In some examples, images representing various densities of the original patient data are directly converted into FDM printer instructions (G-code). In order to emulate attenuation profiles for each voxel, density is modeled as a ratio of filament to voxel volume (generating partial volume effects) with the filament ratio being continuously modified by varying the printing speed. Filament lines in adjacent layers are shifted in position and arranged in alternating directions (90-degree rotations) to reduce patterns caused by stacking the infill lines directly above one another. The varying line widths create a two-dimensional matrix that correlates with the original 3D input image volume. Because the filament lines in this matrix are smaller than the resolution limit of clinical CT scans, they generate partial volume effects which result in representative HU values.

Device designer 118 can be configured for identifying a tumor in the medical image and designing the range modulating device to obtain, while performing radiotherapy, a radiation dose distribution suitable for a shape of the tumor. For example, device designer 118 can use Monte Carlo simulations in conjunction with empirical iterative adjustments in shapes, sizes, and positions to characterize the incident beam and design the range modulating device 110.

Device designer 118 can be configured for designing the range modulating device to have a spatially varying thickness and density of energy degrading material across a transverse plane of the beam such that performing radiotherapy by inserting the range modulating device in the beam path creates a spread out Bragg peak (SOBP). Determining the design of the range modulating device comprises modeling density as a ratio of filament to voxel volume to emulate attenuation profiles for each voxel.

Although specific examples and features have been described above, these examples and features are not intended to limit the scope of the present disclosure, even where only a single example is described with respect to a particular feature.
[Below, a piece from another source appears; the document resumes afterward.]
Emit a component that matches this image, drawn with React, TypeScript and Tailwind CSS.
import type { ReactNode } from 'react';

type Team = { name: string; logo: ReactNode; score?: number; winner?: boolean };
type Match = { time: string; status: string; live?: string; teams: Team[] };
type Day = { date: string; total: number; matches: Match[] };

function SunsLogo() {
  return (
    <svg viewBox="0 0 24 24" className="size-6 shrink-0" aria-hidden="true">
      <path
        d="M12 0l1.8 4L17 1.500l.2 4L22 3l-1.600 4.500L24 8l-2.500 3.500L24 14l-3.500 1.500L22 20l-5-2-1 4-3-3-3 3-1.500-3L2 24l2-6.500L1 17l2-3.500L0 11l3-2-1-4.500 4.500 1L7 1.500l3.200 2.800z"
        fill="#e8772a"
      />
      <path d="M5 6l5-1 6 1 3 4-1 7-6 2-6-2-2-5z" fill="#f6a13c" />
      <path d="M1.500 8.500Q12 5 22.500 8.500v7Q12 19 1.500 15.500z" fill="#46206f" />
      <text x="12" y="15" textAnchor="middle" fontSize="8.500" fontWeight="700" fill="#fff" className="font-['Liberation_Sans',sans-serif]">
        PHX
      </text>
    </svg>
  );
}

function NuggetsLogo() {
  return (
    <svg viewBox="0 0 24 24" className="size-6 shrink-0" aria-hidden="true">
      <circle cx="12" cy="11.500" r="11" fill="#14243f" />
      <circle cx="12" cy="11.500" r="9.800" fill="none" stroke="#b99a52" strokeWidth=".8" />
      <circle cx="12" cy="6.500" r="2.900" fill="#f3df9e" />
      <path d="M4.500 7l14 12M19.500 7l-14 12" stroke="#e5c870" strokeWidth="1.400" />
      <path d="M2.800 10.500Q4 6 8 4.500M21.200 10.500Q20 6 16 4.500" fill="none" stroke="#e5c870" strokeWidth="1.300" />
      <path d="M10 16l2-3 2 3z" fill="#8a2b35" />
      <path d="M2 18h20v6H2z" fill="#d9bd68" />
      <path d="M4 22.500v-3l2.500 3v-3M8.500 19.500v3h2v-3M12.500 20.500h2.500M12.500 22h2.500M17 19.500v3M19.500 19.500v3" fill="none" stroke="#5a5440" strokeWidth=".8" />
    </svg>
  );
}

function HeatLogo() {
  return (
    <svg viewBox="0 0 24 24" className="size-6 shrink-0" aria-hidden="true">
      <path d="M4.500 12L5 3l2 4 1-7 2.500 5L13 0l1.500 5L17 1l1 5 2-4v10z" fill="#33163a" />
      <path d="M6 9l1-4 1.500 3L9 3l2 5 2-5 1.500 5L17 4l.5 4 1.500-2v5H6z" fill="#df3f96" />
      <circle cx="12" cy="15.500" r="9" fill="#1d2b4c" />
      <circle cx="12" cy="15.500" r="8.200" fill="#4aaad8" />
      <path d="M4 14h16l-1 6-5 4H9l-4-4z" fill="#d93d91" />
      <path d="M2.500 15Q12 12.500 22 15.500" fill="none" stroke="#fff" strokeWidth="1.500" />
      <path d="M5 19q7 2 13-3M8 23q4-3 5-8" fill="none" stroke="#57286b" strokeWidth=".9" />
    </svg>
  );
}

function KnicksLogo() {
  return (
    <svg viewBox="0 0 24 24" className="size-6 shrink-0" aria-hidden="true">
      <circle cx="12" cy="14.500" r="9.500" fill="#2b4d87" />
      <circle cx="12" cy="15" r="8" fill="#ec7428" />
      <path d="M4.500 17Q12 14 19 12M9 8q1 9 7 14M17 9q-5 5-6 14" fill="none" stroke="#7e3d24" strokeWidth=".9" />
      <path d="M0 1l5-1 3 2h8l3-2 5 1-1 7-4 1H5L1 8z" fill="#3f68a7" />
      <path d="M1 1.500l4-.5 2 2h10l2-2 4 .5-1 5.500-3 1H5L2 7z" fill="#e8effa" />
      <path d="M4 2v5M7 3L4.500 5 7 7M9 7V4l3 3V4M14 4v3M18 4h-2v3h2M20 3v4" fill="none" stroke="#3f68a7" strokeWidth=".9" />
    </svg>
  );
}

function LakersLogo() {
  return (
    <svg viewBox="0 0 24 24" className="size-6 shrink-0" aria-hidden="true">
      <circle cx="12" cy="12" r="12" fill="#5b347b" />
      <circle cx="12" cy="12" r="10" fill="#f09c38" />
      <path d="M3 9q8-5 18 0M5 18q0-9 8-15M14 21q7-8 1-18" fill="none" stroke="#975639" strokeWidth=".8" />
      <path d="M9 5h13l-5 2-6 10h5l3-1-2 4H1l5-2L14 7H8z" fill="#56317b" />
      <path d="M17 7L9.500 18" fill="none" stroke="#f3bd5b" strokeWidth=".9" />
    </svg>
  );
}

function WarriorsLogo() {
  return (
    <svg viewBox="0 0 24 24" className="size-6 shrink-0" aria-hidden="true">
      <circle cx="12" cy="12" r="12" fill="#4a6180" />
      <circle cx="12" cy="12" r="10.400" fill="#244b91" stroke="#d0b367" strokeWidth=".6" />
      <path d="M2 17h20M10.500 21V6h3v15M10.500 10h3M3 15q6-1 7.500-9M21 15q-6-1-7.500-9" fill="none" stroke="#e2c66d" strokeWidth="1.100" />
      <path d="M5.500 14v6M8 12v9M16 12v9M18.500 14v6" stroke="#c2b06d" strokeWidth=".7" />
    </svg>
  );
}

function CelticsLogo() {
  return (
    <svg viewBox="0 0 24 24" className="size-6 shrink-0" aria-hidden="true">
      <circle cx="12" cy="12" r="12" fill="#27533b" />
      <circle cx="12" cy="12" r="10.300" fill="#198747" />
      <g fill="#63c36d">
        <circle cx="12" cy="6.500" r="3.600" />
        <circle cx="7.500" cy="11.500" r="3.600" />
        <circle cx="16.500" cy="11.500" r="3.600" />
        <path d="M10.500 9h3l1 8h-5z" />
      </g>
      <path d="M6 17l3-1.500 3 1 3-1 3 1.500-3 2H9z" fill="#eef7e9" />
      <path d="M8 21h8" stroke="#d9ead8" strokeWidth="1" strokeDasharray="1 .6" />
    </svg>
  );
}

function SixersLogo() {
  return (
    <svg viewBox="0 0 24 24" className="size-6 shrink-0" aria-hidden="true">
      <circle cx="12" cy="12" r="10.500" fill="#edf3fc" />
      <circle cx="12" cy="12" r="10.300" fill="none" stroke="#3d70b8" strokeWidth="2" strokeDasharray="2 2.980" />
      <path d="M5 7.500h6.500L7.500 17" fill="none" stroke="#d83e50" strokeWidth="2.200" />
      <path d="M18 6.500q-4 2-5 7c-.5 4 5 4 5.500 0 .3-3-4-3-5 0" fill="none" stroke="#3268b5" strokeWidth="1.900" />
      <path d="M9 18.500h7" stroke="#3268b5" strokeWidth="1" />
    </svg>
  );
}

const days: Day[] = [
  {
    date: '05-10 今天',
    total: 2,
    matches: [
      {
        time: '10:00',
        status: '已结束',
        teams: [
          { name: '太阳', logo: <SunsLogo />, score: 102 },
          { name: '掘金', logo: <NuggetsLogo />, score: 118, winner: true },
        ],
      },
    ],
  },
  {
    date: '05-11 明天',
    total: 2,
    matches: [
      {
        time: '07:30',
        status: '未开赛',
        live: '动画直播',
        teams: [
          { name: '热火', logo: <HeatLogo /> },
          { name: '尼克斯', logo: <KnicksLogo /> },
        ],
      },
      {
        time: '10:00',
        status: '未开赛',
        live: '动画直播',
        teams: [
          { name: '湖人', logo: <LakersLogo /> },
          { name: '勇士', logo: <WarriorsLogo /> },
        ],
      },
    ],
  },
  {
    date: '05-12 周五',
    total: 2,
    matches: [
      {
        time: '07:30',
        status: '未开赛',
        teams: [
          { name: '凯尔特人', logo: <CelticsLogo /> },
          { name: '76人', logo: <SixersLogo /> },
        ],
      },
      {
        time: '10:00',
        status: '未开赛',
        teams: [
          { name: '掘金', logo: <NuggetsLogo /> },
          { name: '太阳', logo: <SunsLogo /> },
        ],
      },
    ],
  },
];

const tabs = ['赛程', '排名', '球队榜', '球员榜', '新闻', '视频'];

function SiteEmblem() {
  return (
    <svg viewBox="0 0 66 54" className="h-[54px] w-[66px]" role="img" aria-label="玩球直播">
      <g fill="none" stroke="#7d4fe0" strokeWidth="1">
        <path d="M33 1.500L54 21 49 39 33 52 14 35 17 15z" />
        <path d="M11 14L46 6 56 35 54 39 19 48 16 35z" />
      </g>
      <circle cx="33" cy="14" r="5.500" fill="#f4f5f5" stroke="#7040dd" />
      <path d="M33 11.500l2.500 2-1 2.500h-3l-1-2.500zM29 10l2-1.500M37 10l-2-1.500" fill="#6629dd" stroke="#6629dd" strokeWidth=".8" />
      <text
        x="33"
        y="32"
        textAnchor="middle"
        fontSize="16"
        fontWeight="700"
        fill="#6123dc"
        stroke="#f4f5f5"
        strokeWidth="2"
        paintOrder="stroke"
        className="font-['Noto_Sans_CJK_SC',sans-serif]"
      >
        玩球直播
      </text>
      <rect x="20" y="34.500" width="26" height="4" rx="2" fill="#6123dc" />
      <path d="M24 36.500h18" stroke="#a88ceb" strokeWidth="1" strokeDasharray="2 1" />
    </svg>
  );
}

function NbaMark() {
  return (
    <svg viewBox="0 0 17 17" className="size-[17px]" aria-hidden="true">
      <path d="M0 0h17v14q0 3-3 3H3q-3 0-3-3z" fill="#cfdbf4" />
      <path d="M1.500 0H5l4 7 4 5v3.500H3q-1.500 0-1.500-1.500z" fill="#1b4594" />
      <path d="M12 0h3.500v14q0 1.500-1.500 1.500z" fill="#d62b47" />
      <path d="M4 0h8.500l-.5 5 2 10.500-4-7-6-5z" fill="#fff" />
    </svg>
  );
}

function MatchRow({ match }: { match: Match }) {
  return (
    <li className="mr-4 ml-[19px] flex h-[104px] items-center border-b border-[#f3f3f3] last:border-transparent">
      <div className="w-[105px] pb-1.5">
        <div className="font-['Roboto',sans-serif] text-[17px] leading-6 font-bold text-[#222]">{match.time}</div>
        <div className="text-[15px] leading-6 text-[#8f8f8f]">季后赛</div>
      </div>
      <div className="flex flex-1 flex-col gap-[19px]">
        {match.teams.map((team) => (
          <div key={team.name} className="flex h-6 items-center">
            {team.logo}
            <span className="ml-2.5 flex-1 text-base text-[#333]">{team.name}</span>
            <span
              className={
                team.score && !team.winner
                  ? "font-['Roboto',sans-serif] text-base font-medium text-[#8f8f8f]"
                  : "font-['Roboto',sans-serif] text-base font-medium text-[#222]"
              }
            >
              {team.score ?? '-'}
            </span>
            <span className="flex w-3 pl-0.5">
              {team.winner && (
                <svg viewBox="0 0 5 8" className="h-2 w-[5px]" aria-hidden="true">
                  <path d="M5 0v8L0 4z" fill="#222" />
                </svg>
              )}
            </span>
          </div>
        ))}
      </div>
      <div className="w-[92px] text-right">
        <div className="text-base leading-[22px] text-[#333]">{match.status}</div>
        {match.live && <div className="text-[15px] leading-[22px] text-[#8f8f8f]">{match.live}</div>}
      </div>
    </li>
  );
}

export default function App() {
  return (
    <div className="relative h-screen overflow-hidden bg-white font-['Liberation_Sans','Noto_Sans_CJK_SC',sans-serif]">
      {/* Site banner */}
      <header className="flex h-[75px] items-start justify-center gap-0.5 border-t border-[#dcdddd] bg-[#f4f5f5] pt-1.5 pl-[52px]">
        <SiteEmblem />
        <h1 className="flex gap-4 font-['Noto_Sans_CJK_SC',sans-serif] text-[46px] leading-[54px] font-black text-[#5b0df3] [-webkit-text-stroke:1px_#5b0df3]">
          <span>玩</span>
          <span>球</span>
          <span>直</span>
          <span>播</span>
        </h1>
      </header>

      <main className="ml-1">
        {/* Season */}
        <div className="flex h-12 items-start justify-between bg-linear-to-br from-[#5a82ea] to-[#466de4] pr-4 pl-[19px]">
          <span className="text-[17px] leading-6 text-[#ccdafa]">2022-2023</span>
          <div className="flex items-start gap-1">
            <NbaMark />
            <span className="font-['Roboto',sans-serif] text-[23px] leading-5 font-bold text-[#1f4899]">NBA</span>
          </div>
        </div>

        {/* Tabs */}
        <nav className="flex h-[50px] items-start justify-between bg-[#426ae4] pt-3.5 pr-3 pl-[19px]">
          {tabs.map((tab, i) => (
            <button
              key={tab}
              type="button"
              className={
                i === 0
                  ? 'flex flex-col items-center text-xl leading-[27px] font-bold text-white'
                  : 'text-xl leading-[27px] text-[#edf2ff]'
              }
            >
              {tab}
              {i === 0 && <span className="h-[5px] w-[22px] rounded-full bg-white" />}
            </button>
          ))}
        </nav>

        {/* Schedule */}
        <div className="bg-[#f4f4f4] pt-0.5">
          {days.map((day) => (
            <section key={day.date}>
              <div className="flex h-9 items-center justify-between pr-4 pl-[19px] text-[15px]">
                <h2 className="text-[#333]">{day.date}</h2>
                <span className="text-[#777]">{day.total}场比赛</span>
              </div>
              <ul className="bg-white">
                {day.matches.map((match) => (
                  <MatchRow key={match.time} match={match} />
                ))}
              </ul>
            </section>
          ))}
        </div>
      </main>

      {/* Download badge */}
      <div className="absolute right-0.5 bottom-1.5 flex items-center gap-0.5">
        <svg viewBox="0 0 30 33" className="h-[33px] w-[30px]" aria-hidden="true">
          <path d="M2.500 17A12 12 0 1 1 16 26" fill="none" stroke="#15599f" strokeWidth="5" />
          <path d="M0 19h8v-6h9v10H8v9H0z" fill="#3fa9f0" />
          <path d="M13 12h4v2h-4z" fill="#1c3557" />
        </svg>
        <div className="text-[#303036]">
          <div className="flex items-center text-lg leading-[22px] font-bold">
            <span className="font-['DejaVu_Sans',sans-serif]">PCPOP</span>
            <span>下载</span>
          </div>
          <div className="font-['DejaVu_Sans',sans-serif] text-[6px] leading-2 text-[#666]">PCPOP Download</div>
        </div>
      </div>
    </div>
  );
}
Examples of features provided in the disclosure are intended to be illustrative rather than restrictive unless stated otherwise. The above description is intended to cover such alternatives, modifications, and equivalents as would be apparent to a person skilled in the art having the benefit of this disclosure.

The scope of the present disclosure includes any feature or combination of features disclosed in this specification (either explicitly or implicitly), or any generalization of features disclosed, whether or not such features or generalizations mitigate any or all of the problems described in this specification. Accordingly, new claims may be formulated during prosecution of this application (or an application claiming priority to this application) to any such combination of features. In particular, with reference to the appended claims, features from dependent claims may be combined with those of the independent claims and features from respective independent claims may be combined in any appropriate manner and not merely in the specific combinations enumerated in the appended claims.